São Paulo conta com um grande centro de consumo e uma indústria de biomassa desenvolvida, capaz de gerar energia do bagaço de cana para injetá-la quase dentro das residências. O fato já acontece, mas poderia ter escala maior. O governo promoveu um leilão de energia de reserva, colocando as usinas de biomassa à disposição para o caso de necessidade. Este modelo, apesar de ainda caro, é interessante. A energia eólica também tem grande potencial em várias regiões. Ao contrário do que se imagina, ela está ficando cada vez mais barata.
Mas essas fontes teriam a capacidade de geração de que o País precisa?
Não. As hidrelétricas ainda seriam necessárias. Entretanto, o Brasil é de uma ineficácia brutal no campo da eficiência energética. Quanto de energia poderíamos economizar em vez de gerar? Quantas Itaipus ou quantas Belomontes pouparíamos se tivéssemos um plano eficiente de redução do consumo? Existe o Procel [Programa Nacional de Conservação de Energia Elétrica], mas este não é um programa de Estado para tratar do assunto com a seriedade que merece. Não percebo um pensamento mais amplo e estratégico no governo. Portanto, vamos continuar oferecendo projetos gigantes para leilões na Amazônia, que é o único espaço disponível para alagar, e vamos continuar comprando energia de térmicas. É o modelo que vejo e isso é muito triste.
Existem projeções de o Brasil crescer até 6% este ano. A estimativa é realista diante de um possível apagão logístico?
Sim, afinal 6% não é algo extraordinário. Um aspecto interessante é que o País só crescerá nesse percentual justamente se investir em infraestrutura, pois a projeção do PIB inclui os aportes feitos em estradas, aeroportos, hidrelétricas.
Como aproveitar a trajetória de crescimento do Brasil para incentivar o desenvolvimento da indústria nacional?

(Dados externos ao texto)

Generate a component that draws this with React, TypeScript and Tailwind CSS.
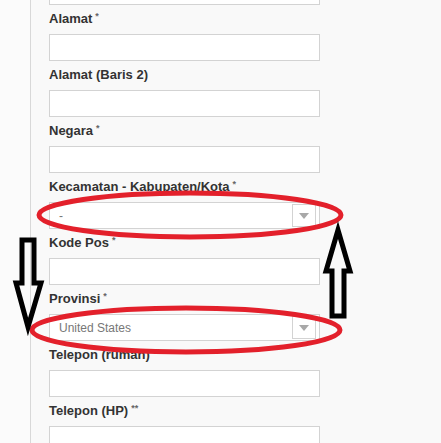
import React from "react";

type Field = { label?: string; req?: string; kind: "input" | "select"; value?: string };

const fields: Field[] = [
  { kind: "input" },
  { label: "Alamat", req: "*", kind: "input" },
  { label: "Alamat (Baris 2)", kind: "input" },
  { label: "Negara", req: "*", kind: "input" },
  { label: "Kecamatan - Kabupaten/Kota", req: "*", kind: "select", value: "-" },
  { label: "Kode Pos", req: "*", kind: "input" },
  { label: "Provinsi", req: "*", kind: "select", value: "United States" },
  { label: "Telepon (rumah)", req: "**", kind: "input" },
  { label: "Telepon (HP)", req: "**", kind: "input" },
];

function Select({ value }: { value: string }) {
  return (
    <div className="flex h-[27px] w-[271px] items-center justify-between border border-[#d3d3d3] bg-white">
      <span className="pl-[9px] text-[12px] text-[#777]">{value}</span>
      <div className="mr-[3px] flex h-[23px] w-[24px] items-center justify-center border border-[#d3d3d3] bg-white">
        <svg width="10" height="6" viewBox="0 0 10 6">
          <polygon points="0,0 10,0 5,6" fill="#a8a8a8" />
        </svg>
      </div>
    </div>
  );
}

export default function App() {
  return (
    <div
      className="relative h-[443px] w-[441px] overflow-hidden bg-[#f9f9f9]"
      style={{ fontFamily: '"Liberation Sans", Arial, sans-serif' }}
    >
      <div className="flex h-full">
        <div className="w-[30px] shrink-0 bg-[#fbfbfb]" />
        <div className="h-full border-l border-[#d8d8d8] pl-[18px]">
          <div className="-mt-[22px]">
            {fields.map((f, i) => (
              <div key={i}>
                {f.label && (
                  <div className="h-[29px] pt-[6px] text-[13px] font-bold leading-[16px] text-[#333]">
                    {f.label}
                    {f.req && (
                      <span className="ml-[3px] align-top text-[9px] font-bold leading-[10px] text-[#666]">
                        {f.req}
                      </span>
                    )}
                  </div>
                )}
                {f.kind === "input" ? (
                  <div className="h-[27px] w-[271px] border border-[#d3d3d3] bg-white" />
                ) : (
                  <Select value={f.value || ""} />
                )}
              </div>
            ))}
          </div>
        </div>
      </div>

      <svg
        className="pointer-events-none absolute left-0 top-0"
        width="441"
        height="443"
        viewBox="0 0 441 443"
      >
        <ellipse cx="190" cy="215" rx="151" ry="22" fill="none" stroke="#e3202b" strokeWidth="5" />
        <ellipse cx="186" cy="330" rx="154" ry="22" fill="none" stroke="#e3202b" strokeWidth="5" />
        <path
          d="M22,240 L34,240 L34,283 L41,283 L28,327 L16,283 L22,283 Z"
          fill="none"
          stroke="#000"
          strokeWidth="5"
          strokeLinejoin="miter"
        />
        <path
          d="M338,230 L350,271 L344,271 L344,316 L332,316 L332,271 L326,271 Z"
          fill="none"
          stroke="#000"
          strokeWidth="5"
          strokeLinejoin="miter"
        />
      </svg>
    </div>
  );
}
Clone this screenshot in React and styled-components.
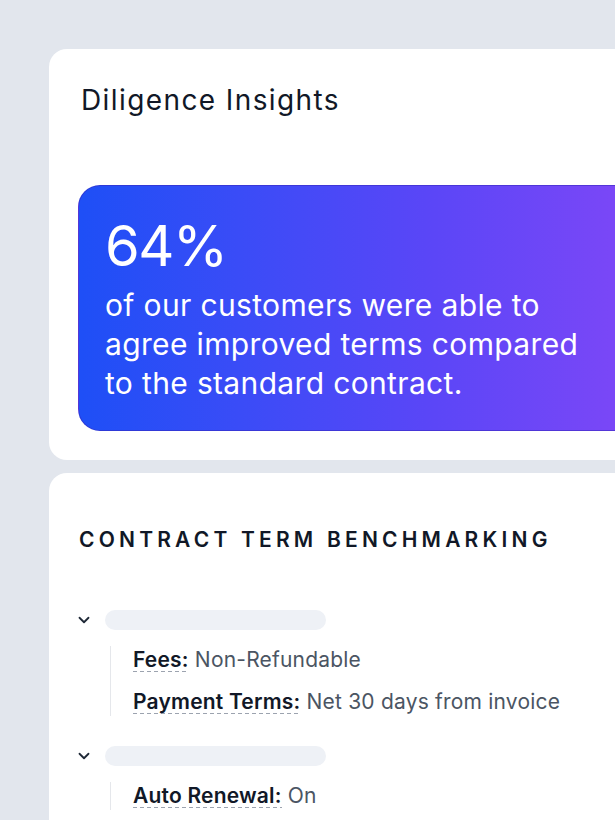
import styled, { createGlobalStyle } from "styled-components";
import { ChevronDown } from "lucide-react";

const GlobalStyle = createGlobalStyle`
  html, body {
    margin: 0;
    padding: 0;
    background: #e2e6ed;
    overflow: hidden;
    font-family: Inter, "Noto Sans", sans-serif;
    -webkit-font-smoothing: antialiased;
  }
`;

const groups = [
  {
    items: [
      { label: "Fees:", value: "Non-Refundable" },
      { label: "Payment Terms:", value: "Net 30 days from invoice" },
    ],
  },
  {
    items: [{ label: "Auto Renewal:", value: "On" }],
  },
];

export default function App() {
  return (
    <>
      <GlobalStyle />
      <Page>
        <Card $padding="34px 0 29px 29px">
          <Title>Diligence Insights</Title>
          <StatBox>
            <StatValue>64%</StatValue>
            <StatText>
              of our customers were able to agree improved terms compared to
              the standard contract.
            </StatText>
          </StatBox>
        </Card>

        <Card $padding="54px 0 40px 30px">
          <SectionHeading>Contract Term Benchmarking</SectionHeading>
          <GroupList>
            {groups.map((group, i) => (
              <Group key={i}>
                <GroupHeader>
                  <ChevronDown size={18} strokeWidth={2.4} color="#1f2937" />
                  <SkeletonBar />
                </GroupHeader>
                <Terms>
                  {group.items.map((item) => (
                    <Term key={item.label}>
                      <TermLabel>{item.label}</TermLabel> {item.value}
                    </Term>
                  ))}
                </Terms>
              </Group>
            ))}
          </GroupList>
        </Card>
      </Page>
    </>
  );
}

const Page = styled.div`
  display: flex;
  flex-direction: column;
  gap: 13px;
  padding: 49px 0 0 49px;
  width: 566px;
`;

const Card = styled.div`
  background: #ffffff;
  border-radius: 18px 0 0 18px;
  padding: ${(props) => props.$padding};
`;

const Title = styled.h2`
  margin: 0 0 68px 3px;
  font-size: 28px;
  line-height: 34px;
  font-weight: 400;
  letter-spacing: 1.4px;
  color: #111827;
`;

const StatBox = styled.div`
  border-radius: 22px 0 0 22px;
  border: 1px solid rgba(55, 40, 190, 0.55);
  border-right: none;
  padding: 24px 0 27px 26px;
  background: linear-gradient(
    90deg,
    #1e4ff6 0%,
    #3a4cf7 30%,
    #5a46f7 65%,
    #7a47f7 100%
  );
  color: #ffffff;
`;

const StatValue = styled.div`
  font-size: 56px;
  line-height: 72px;
  font-weight: 400;
  letter-spacing: -1.5px;
`;

const StatText = styled.p`
  margin: 4px 0 0;
  width: 480px;
  font-size: 30px;
  line-height: 39px;
  font-weight: 400;
  letter-spacing: 0.35px;
`;

const SectionHeading = styled.h3`
  margin: 0;
  font-size: 21px;
  line-height: 26px;
  font-weight: 600;
  letter-spacing: 4.2px;
  text-transform: uppercase;
  white-space: nowrap;
  color: #111827;
`;

const GroupList = styled.div`
  display: flex;
  flex-direction: column;
  gap: 30px;
  margin-top: 57px;
`;

const Group = styled.div`
  display: flex;
  flex-direction: column;
  gap: 16px;
`;

const GroupHeader = styled.div`
  display: flex;
  align-items: center;
  gap: 12px;
  margin-left: -4px;
`;

const SkeletonBar = styled.div`
  width: 221px;
  height: 20px;
  border-radius: 10px;
  background: #eef1f6;
`;

const Terms = styled.div`
  display: flex;
  flex-direction: column;
  gap: 14px;
  margin-left: 31px;
  padding-left: 22px;
  border-left: 1px solid #e5e7eb;
`;

const Term = styled.div`
  font-size: 21px;
  line-height: 28px;
  letter-spacing: 0.2px;
  color: #4b5563;
  white-space: nowrap;
`;

const TermLabel = styled.span`
  font-weight: 600;
  color: #111827;
  background-image: linear-gradient(to right, #9ca3af 57%, transparent 57%);
  background-size: 7px 1px;
  background-repeat: repeat-x;
  background-position: left bottom;
`;
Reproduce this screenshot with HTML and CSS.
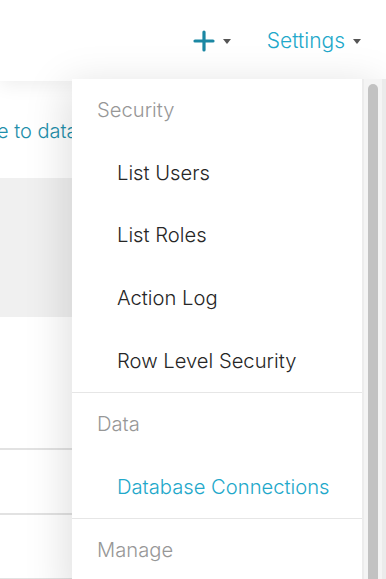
FILE: index.html
```html
<!DOCTYPE html>
<html>
<head>
<meta charset="utf-8">
<link rel="stylesheet" href="styles.css">
</head>
<body>
<header class="navbar">
  <div class="nav-item nav-new">
    <svg class="plus" width="22" height="22" viewBox="0 0 22 22"><path d="M11 2v18M2 11h18" stroke="#1b87a3" stroke-width="3.2" stroke-linecap="round"/></svg>
    <span class="caret"></span>
  </div>
  <div class="nav-item nav-settings">
    <span class="settings-label">Settings</span>
    <span class="caret"></span>
  </div>
</header>
<main class="page">
  <div class="page-link">e to database</div>
  <div class="grey-panel"></div>
  <div class="rows">
    <div class="row row-tall"></div>
    <div class="row"></div>
    <div class="row"></div>
  </div>
</main>
<div class="dropdown">
  <div class="menu">
    <div class="menu-group">
      <div class="menu-row header">Security</div>
      <div class="menu-row item">List Users</div>
      <div class="menu-row item">List Roles</div>
      <div class="menu-row item">Action Log</div>
      <div class="menu-row item">Row Level Security</div>
    </div>
    <div class="menu-group">
      <div class="menu-row header">Data</div>
      <div class="menu-row item active">Database Connections</div>
    </div>
    <div class="menu-group">
      <div class="menu-row header">Manage</div>
    </div>
  </div>
  <div class="scrollbar"><div class="thumb"></div></div>
</div>
</body>
</html>
```
FILE: styles.css
```css
* { box-sizing: border-box; }
html, body { margin: 0; padding: 0; }
body {
  width: 386px;
  height: 579px;
  overflow: hidden;
  background: #ffffff;
  font-family: Inter, Lato, sans-serif;
  position: relative;
}
.navbar {
  height: 81px;
  background: #fff;
  display: flex;
  justify-content: flex-end;
  align-items: center;
  padding-right: 25px;
  gap: 36px;
  box-shadow: 0 4px 18px rgba(0,0,0,0.07);
  position: relative;
  z-index: 1;
}
.nav-item {
  display: flex;
  align-items: center;
  gap: 8px;
}
.plus { display: block; }
.caret {
  width: 0; height: 0;
  border-left: 4.5px solid transparent;
  border-right: 4.5px solid transparent;
  border-top: 5px solid #555;
  margin-top: 1px;
}
.settings-label {
  font-size: 21px;
  font-weight: 300;
  color: #22a8ca;
}
.page {
  background: #fff;
  padding-top: 2px;
}
.page-link {
  margin-left: -3px;
  height: 95px;
  display: flex;
  align-items: center;
  font-size: 20px;
  font-weight: 300;
  color: #1f8fab;
  white-space: nowrap;
}
.grey-panel {
  height: 139px;
  background: #f0f0f0;
}
.row {
  height: 65px;
  border-bottom: 2px solid #e2e2e2;
}
.row-tall { height: 133px; }
.dropdown {
  position: absolute;
  top: 79px;
  left: 72px;
  width: 314px;
  height: 520px;
  display: flex;
  background: #fff;
  box-shadow: -6px 6px 40px rgba(0,0,0,0.13);
  z-index: 2;
}
.menu {
  flex: 1;
  border-right: 2px solid #ececec;
}
.menu-group + .menu-group { border-top: 1px solid #e6e6e6; }
.menu-row {
  height: 62.6px;
  display: flex;
  align-items: center;
  font-size: 20.2px;
  font-weight: 300;
  white-space: nowrap;
  padding-bottom: 1px;
}
.header { padding-left: 25px; color: #979797; }
.item { padding-left: 45px; color: #262626; }
.item.active { color: #22a8ca; }
.scrollbar {
  width: 22px;
  background: #f4f4f4;
  border-right: 4px solid #ebebeb;
  padding: 5px 4px 0 4px;
}
.thumb {
  height: 100%;
  background: #c2c2c2;
  border-radius: 6px 6px 0 0;
}
```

Para sermos um País que não dependa exclusivamente das commodities, precisaremos investir em industrialização. Aí enfrentamos todos aqueles gargalos: logístico, energético e outros. Fiz uma reportagem em que me deram este exemplo: o Brasil exporta minério de ferro e importa trilhos da China. Para reverter o quadro, é preciso uma política industrial.